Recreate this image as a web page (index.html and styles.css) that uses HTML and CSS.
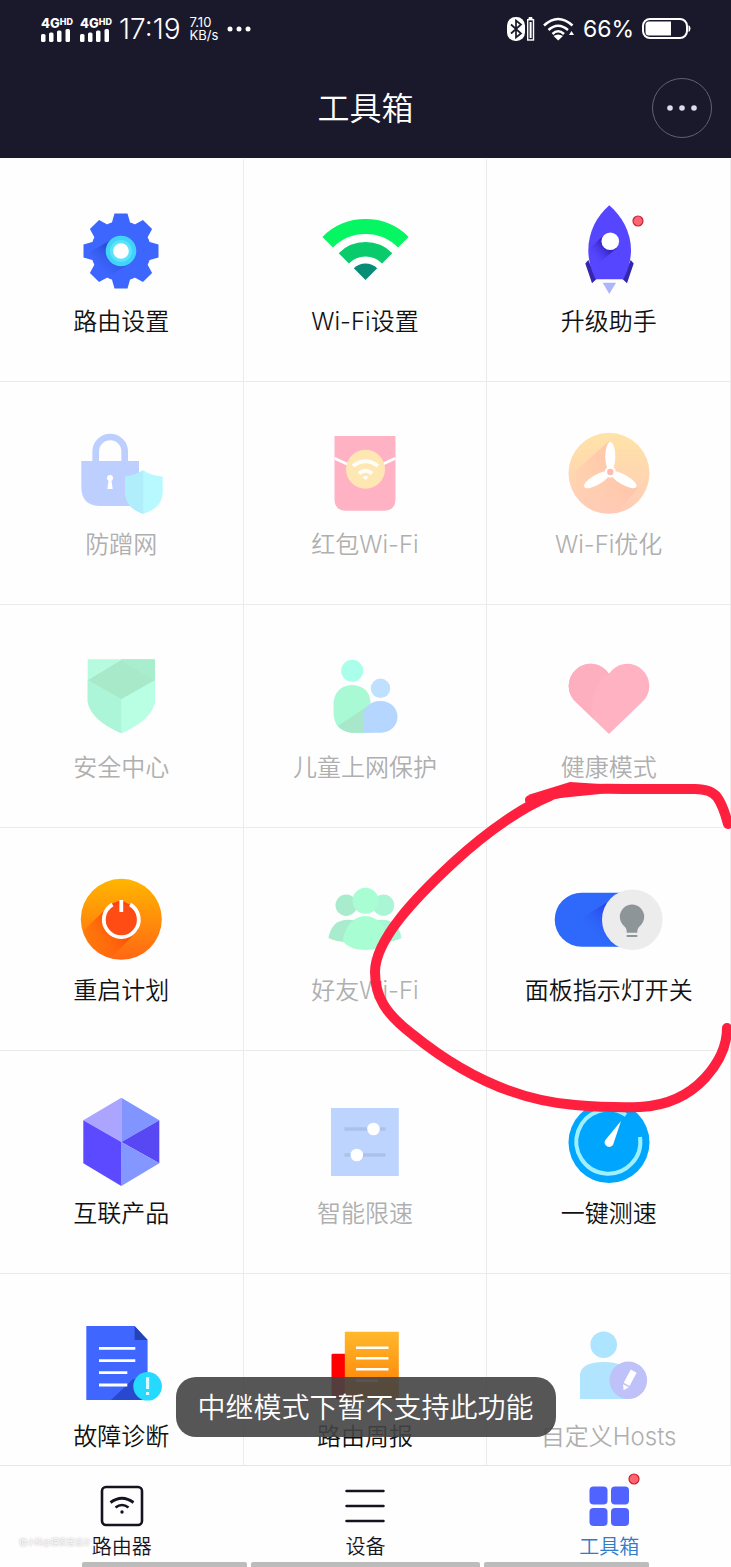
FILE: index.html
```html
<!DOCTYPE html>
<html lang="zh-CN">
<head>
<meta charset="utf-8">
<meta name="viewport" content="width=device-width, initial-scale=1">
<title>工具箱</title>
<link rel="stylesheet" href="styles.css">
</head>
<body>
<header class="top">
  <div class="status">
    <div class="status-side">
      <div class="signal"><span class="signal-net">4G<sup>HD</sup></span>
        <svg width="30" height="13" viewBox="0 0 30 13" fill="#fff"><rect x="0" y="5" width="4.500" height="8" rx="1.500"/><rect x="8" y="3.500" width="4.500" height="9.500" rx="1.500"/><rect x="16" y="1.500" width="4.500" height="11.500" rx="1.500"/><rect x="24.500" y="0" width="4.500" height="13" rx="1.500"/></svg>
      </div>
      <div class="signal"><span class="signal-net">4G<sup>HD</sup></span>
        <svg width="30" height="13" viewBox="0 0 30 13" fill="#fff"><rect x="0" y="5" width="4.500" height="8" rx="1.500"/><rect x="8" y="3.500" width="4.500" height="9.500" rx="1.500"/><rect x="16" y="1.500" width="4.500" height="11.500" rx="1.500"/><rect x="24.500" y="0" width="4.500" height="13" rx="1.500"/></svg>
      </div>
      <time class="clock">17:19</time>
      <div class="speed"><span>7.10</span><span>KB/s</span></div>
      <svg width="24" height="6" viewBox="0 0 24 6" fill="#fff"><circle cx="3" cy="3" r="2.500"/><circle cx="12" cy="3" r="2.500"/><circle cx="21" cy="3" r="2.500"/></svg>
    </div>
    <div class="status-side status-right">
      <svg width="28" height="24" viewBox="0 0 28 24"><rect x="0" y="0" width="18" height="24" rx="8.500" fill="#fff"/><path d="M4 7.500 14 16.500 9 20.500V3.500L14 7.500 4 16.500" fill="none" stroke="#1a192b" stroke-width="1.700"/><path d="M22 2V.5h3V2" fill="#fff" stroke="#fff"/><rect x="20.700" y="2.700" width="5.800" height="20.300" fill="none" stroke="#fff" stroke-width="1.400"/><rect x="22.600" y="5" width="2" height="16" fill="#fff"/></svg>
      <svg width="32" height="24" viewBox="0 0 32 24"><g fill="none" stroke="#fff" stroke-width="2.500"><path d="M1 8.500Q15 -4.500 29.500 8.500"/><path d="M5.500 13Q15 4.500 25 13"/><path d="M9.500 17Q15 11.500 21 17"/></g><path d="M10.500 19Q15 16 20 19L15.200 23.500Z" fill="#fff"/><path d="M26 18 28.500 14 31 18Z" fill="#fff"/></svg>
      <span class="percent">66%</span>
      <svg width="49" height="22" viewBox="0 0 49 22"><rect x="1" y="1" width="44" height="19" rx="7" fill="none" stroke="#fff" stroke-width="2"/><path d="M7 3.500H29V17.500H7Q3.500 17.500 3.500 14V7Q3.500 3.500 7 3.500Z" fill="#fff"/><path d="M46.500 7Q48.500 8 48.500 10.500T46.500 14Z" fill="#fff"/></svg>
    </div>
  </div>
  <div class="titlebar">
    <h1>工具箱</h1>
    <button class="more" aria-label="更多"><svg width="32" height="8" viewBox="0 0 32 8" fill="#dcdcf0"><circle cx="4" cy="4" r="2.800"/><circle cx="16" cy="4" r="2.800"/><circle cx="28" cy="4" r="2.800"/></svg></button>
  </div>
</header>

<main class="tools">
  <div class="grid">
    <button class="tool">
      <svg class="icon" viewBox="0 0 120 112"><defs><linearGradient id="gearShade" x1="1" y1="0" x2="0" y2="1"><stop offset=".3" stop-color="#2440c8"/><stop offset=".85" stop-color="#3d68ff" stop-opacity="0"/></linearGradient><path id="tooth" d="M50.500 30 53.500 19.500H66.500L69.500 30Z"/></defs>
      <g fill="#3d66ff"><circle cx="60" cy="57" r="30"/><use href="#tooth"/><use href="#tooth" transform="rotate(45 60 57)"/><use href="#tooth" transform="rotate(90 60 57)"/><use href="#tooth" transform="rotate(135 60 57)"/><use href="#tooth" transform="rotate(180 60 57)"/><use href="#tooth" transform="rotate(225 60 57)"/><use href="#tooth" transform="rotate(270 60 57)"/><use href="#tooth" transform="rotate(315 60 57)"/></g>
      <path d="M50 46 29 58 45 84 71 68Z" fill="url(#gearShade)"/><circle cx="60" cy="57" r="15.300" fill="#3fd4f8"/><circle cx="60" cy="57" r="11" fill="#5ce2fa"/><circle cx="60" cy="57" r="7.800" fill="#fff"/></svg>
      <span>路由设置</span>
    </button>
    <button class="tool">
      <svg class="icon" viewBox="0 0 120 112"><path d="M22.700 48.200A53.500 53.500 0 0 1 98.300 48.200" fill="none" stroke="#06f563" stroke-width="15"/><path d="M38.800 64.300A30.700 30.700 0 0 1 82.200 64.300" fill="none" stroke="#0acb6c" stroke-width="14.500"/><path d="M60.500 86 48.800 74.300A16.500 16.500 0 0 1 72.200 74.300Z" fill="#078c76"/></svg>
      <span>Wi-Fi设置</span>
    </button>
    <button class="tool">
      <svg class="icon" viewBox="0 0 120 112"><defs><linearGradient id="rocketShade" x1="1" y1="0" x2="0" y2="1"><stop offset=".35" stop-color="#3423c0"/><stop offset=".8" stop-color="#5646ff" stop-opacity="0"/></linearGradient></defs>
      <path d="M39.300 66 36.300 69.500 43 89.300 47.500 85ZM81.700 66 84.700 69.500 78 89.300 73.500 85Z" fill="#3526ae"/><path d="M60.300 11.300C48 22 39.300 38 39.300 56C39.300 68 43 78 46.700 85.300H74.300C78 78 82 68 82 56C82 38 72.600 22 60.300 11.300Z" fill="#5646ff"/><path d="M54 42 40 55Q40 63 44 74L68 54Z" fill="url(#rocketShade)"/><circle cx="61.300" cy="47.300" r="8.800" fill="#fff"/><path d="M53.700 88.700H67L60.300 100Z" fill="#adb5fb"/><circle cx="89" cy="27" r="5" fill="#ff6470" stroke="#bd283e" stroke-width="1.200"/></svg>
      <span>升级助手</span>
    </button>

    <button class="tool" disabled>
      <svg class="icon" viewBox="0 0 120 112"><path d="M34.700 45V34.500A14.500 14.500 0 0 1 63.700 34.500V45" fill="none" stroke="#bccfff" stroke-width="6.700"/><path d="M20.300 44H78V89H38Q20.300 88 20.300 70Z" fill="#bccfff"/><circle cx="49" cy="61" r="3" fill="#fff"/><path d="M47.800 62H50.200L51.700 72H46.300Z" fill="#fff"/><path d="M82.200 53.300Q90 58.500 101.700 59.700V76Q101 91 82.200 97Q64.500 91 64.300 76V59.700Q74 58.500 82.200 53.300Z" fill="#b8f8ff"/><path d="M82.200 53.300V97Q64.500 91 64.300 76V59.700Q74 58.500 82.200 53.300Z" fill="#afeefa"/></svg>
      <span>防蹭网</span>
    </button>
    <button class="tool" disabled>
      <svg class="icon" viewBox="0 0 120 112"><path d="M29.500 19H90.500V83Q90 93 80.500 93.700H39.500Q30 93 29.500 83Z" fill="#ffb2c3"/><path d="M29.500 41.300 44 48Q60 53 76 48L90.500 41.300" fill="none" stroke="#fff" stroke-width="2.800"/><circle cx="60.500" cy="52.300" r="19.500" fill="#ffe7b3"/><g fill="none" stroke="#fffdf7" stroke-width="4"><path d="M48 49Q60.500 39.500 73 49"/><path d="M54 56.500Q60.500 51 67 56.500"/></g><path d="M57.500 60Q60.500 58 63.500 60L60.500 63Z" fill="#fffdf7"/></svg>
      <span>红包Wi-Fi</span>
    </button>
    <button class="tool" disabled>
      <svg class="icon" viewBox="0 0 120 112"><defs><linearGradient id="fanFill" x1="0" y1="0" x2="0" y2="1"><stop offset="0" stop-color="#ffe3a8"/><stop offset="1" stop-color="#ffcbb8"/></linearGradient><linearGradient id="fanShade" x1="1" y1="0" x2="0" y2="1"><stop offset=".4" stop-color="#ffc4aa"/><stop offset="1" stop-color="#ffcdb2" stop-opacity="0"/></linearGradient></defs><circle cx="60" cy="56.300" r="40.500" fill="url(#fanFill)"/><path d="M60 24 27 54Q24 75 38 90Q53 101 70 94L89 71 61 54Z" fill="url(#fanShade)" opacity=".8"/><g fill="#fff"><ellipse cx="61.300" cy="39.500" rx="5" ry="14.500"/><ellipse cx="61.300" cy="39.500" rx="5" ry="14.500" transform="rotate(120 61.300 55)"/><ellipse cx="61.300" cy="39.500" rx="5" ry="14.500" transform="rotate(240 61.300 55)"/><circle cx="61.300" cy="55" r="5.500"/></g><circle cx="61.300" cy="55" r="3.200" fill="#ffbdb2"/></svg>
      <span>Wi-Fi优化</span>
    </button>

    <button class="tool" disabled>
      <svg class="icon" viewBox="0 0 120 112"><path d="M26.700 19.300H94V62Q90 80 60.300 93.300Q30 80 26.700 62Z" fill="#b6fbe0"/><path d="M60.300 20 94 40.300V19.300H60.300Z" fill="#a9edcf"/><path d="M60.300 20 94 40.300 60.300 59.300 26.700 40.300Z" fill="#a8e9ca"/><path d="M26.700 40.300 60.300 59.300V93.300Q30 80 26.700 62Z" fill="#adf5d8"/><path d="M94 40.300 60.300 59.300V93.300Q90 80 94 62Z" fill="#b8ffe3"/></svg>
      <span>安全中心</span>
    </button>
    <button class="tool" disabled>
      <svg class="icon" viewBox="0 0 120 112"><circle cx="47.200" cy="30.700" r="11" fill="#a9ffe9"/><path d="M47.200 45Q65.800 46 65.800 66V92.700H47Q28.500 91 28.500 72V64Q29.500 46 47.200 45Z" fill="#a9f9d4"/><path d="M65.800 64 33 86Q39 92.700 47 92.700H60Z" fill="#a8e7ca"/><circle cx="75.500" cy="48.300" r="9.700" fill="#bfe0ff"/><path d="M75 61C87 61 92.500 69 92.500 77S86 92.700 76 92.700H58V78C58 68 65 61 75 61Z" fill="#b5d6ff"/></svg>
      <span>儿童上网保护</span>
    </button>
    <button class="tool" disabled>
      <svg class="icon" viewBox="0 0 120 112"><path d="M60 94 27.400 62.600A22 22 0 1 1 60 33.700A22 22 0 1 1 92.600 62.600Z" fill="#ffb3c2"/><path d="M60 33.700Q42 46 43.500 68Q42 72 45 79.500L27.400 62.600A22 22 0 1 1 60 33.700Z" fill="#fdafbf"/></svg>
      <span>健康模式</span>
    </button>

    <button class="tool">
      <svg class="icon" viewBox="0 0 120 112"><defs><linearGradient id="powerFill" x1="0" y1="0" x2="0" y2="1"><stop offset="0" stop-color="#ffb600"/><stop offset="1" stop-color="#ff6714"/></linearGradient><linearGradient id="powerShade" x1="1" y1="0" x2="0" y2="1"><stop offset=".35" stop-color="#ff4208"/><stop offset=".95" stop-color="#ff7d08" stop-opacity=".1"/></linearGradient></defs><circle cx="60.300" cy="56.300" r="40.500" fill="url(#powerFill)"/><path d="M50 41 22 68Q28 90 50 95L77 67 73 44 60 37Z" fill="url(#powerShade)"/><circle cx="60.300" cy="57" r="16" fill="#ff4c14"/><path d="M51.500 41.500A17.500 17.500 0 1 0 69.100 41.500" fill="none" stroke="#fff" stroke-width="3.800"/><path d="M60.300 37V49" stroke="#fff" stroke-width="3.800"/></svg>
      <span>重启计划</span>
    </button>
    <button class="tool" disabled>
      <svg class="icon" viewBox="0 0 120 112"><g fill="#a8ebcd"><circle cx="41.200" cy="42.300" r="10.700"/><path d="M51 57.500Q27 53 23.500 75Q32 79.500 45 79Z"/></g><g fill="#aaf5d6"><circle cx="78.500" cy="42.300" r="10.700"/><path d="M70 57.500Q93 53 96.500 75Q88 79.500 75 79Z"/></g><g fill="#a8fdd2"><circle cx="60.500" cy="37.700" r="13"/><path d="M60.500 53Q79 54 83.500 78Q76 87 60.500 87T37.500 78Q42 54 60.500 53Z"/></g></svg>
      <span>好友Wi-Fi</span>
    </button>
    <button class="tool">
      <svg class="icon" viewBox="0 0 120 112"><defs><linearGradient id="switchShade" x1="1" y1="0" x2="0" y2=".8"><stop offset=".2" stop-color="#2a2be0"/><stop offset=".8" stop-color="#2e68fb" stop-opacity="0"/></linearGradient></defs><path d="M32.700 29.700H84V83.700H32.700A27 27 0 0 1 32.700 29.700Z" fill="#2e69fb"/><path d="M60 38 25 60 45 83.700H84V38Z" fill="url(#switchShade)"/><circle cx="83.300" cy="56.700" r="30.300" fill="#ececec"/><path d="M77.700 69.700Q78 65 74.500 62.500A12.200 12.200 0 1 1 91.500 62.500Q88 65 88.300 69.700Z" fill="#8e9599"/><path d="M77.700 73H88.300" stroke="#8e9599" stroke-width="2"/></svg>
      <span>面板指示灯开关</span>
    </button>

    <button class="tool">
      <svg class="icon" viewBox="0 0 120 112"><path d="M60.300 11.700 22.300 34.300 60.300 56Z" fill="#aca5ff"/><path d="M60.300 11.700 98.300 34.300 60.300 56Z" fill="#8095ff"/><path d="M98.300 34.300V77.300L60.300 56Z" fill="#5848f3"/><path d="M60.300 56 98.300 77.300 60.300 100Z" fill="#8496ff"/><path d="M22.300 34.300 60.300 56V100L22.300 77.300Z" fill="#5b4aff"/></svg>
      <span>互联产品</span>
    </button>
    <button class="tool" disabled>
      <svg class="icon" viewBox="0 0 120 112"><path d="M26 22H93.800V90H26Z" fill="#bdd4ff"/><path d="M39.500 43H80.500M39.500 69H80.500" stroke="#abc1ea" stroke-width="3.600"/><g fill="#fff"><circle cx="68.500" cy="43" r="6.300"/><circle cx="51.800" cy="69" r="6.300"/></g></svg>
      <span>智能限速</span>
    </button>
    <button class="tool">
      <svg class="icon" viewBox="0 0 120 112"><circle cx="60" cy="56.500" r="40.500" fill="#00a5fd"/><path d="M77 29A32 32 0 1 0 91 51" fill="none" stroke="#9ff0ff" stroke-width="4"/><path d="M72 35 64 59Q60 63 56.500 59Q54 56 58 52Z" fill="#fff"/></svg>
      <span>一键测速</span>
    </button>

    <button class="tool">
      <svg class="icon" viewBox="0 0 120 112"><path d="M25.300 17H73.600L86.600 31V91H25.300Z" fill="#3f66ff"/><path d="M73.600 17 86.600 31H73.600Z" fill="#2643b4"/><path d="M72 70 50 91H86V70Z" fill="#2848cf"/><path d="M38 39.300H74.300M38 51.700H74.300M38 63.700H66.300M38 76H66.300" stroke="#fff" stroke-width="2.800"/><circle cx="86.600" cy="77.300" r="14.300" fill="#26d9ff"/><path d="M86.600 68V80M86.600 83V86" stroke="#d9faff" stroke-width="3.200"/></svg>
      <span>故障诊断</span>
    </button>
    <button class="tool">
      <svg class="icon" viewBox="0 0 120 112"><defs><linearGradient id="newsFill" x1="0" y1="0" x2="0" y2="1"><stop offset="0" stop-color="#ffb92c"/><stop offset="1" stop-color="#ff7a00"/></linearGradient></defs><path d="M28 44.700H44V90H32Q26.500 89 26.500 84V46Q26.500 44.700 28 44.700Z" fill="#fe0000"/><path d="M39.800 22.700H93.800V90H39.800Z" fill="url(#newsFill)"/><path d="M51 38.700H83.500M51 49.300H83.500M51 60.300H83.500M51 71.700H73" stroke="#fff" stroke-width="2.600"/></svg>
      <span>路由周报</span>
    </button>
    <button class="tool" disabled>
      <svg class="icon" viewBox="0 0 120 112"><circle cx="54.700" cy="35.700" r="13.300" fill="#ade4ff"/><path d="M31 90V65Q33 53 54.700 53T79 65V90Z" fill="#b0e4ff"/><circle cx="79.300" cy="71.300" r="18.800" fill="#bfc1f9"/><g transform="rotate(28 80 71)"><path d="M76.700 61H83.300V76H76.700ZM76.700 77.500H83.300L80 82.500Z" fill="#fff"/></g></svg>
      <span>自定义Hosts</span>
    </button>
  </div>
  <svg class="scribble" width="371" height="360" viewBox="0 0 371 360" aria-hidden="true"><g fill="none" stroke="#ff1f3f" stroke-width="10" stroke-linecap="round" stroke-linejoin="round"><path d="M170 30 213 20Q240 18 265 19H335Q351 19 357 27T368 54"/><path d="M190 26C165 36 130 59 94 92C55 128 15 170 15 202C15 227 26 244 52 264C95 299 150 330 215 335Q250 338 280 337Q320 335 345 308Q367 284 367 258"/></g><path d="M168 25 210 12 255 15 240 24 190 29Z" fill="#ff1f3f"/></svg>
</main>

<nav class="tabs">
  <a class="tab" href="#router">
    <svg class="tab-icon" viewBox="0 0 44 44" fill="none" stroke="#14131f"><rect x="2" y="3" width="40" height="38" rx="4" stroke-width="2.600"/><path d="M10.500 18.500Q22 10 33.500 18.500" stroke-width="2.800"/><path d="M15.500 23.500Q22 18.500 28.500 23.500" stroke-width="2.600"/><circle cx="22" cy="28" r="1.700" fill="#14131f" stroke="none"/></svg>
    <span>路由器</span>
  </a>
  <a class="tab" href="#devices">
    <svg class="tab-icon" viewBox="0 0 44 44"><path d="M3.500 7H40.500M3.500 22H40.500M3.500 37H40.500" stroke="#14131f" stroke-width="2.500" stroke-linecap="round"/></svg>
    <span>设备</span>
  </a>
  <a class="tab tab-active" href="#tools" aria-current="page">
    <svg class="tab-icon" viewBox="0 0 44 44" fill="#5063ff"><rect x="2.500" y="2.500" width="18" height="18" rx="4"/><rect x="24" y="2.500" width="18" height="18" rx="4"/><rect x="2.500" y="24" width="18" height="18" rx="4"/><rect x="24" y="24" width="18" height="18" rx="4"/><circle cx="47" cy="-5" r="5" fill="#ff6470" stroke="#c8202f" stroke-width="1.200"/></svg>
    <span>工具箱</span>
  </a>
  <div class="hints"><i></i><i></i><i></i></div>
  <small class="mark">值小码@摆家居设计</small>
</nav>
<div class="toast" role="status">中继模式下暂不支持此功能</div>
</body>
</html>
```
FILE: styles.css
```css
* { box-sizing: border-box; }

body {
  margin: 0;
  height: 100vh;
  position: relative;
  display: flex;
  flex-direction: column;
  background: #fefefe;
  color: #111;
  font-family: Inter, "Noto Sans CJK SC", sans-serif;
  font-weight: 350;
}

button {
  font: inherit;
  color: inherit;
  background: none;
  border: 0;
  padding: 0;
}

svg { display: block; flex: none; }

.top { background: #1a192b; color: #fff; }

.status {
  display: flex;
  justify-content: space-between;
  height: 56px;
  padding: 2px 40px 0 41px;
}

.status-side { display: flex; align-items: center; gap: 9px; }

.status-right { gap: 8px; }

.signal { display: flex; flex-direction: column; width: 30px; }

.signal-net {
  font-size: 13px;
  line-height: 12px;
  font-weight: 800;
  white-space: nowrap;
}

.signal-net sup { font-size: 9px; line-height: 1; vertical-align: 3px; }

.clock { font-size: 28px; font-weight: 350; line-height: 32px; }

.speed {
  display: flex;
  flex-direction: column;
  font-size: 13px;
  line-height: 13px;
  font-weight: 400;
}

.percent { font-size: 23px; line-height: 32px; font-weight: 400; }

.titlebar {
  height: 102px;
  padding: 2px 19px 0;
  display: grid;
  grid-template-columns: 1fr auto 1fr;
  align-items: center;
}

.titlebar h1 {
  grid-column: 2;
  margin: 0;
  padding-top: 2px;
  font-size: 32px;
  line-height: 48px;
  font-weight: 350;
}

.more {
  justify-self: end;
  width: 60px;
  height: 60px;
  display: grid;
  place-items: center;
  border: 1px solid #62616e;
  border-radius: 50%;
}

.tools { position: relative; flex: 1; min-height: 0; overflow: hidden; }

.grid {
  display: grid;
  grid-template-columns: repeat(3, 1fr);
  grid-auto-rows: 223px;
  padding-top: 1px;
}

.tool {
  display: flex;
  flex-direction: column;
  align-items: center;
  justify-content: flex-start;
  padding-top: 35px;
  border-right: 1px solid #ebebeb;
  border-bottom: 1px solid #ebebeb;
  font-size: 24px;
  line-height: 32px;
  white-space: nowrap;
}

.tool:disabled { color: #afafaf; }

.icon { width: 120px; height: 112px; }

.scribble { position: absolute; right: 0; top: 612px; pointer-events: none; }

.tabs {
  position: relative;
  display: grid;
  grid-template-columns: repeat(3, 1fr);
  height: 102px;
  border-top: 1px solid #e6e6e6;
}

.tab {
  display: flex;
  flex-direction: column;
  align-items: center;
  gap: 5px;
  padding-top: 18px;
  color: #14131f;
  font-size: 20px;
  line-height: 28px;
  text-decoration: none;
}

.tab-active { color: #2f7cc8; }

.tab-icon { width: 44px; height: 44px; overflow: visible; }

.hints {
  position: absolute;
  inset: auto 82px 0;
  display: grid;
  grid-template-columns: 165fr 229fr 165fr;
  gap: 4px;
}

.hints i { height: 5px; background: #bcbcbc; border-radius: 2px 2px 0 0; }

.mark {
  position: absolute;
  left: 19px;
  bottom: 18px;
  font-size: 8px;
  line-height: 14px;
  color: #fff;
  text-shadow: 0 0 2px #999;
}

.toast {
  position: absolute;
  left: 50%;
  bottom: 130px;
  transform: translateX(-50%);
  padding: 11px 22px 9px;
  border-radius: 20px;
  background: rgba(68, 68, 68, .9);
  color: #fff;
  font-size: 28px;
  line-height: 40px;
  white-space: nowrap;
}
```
______________________________
### Aim
Establish how many lines of the material above hold the word "styles". Nothing but the count should be returned.

### Solution below
3